ナーン・ターニー

分 類タイ伝承
名 称 นางตานี (ナーン・ターニー)《ターニー夫人》【タイ語】
ผีตานี (ピー・ターニー)《ターニーの幽霊》【タイ語】
พรายตานี (プラーイ・ターニー)《ターニーの妖精》【タイ語】
容 姿緑がかった肌をした美しい若い女性。
特 徴バナナの木の精霊。男性を魅力し、精気を吸う。
出 典

野生のバナナに宿る美しい精霊!?

ナーン・ターニーはタイ伝承に登場するバナナの木に宿る精霊である。黒く長い髪で、緑がかった肌で、若く美しい女性の姿をしている。伝統的なタイの衣装を身にまとい、唇は赤い。足は地面に触れずに少しだけ浮いていると言われる。

タイでは、樹木に宿る精霊をナーン・マーイと呼ぶが、ナーン・ターニーもその一種である。彼女が宿るのはクルアイ・ターニーと呼ばれる野生のバナナの木で、食用には適していない。お菓子を包むなどの目的で葉を利用する。ナーン・ターニーが宿っている木を切り倒すと災いが訪れると恐れられた。また、葉を採集するときにも、幹全体を切るのではなく、葉だけを切り落とした。そうしないと、伐採者の家族が死ぬこともあった。ナーン・ターニーが宿る木には色のついた絹を巻き付ける習慣があった。また、ナーン・ターニーにお菓子や花などが捧げられた。

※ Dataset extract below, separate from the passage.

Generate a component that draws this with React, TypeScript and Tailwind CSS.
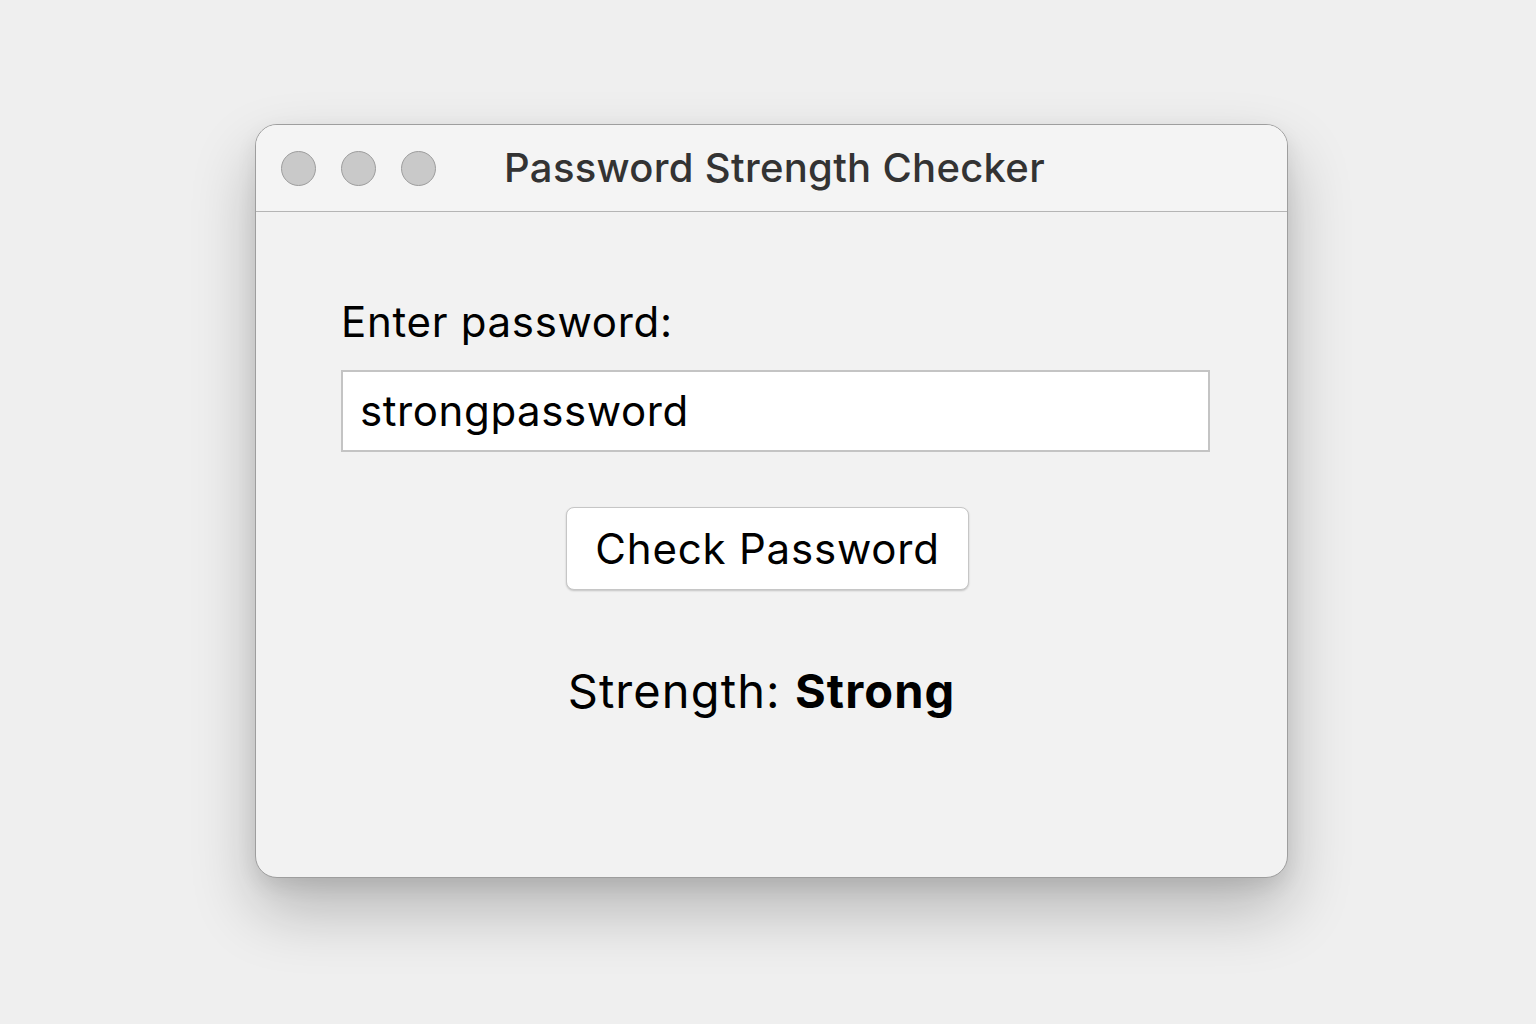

ナーン・ターニーは普段はバナナの木の群生の中に潜んで姿を現さないが、夜、それも満月の夜になると姿を現す。男性が近づくと誘惑することもあるという。ナーン・ターニーは基本的には穏やかな存在だが、ナーン・ターニーに魅入られて彼女を妻にした場合、その男性は決して他の女性に恋心を抱いてはいけないとされた。何故なら、ナーン・ターニーは嫉妬深い存在として知られ、嫉妬に狂って男性に害を及ぼすからである。また、仮にナーン・ターニーとうまく付き合ったとしても、彼女の近くにいると精気を奪われ、次第に男性は衰弱していくという。村で急に男性が衰弱する男性がいると、ナーン・ターニーに魅入られたと疑われた。その場合、僧侶が呼ばれ、二人を引き離す儀式をしなければならなかった。タイの諺では「人と霊は共存できない」と言うが、まさにナーン・ターニーはそれを示す存在である。